--- DATASET EXTRACT ---
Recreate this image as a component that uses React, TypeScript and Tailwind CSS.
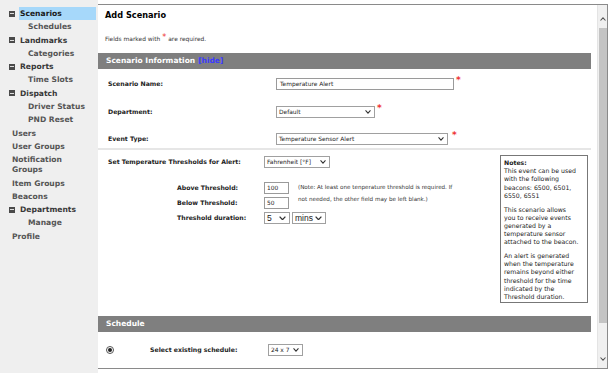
==
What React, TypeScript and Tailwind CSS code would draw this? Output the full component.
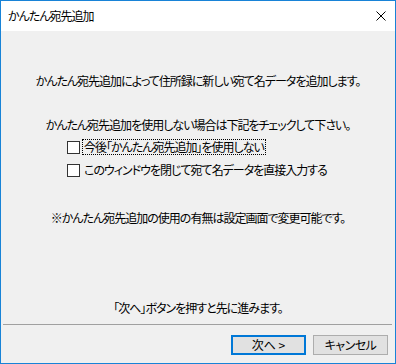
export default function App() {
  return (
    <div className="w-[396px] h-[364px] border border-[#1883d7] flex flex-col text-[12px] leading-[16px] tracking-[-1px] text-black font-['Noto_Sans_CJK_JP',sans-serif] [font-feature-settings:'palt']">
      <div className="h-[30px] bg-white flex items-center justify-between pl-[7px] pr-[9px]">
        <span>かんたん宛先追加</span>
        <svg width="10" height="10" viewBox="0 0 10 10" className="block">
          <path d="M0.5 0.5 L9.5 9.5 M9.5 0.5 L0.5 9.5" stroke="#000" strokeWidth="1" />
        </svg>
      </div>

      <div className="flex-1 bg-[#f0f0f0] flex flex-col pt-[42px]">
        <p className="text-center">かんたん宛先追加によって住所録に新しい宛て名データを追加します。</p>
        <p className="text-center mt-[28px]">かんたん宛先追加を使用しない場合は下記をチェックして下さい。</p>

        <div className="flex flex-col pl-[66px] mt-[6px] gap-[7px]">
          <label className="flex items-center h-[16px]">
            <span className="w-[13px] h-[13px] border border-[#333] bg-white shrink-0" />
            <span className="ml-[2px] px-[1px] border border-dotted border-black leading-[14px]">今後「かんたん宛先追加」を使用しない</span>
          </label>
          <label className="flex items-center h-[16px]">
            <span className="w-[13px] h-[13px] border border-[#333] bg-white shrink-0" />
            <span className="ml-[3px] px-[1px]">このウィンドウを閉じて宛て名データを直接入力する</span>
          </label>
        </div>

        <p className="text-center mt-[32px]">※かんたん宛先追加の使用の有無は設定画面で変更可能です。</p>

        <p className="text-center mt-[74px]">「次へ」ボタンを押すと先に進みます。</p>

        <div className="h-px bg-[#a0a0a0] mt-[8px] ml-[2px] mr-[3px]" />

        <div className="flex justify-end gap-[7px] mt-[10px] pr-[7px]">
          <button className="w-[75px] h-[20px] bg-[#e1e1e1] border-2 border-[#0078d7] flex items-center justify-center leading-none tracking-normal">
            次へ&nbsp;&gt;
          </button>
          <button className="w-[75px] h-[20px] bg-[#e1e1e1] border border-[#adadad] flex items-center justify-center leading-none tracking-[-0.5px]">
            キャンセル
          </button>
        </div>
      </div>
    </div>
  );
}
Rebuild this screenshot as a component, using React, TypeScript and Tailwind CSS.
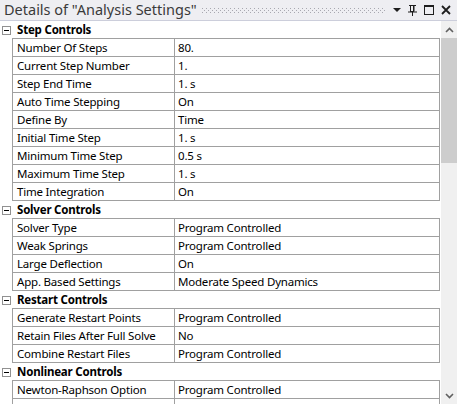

--- STATED TASK ---
Give only the count of lines in this material that contain the string "React".

--- OUTPUT ---
3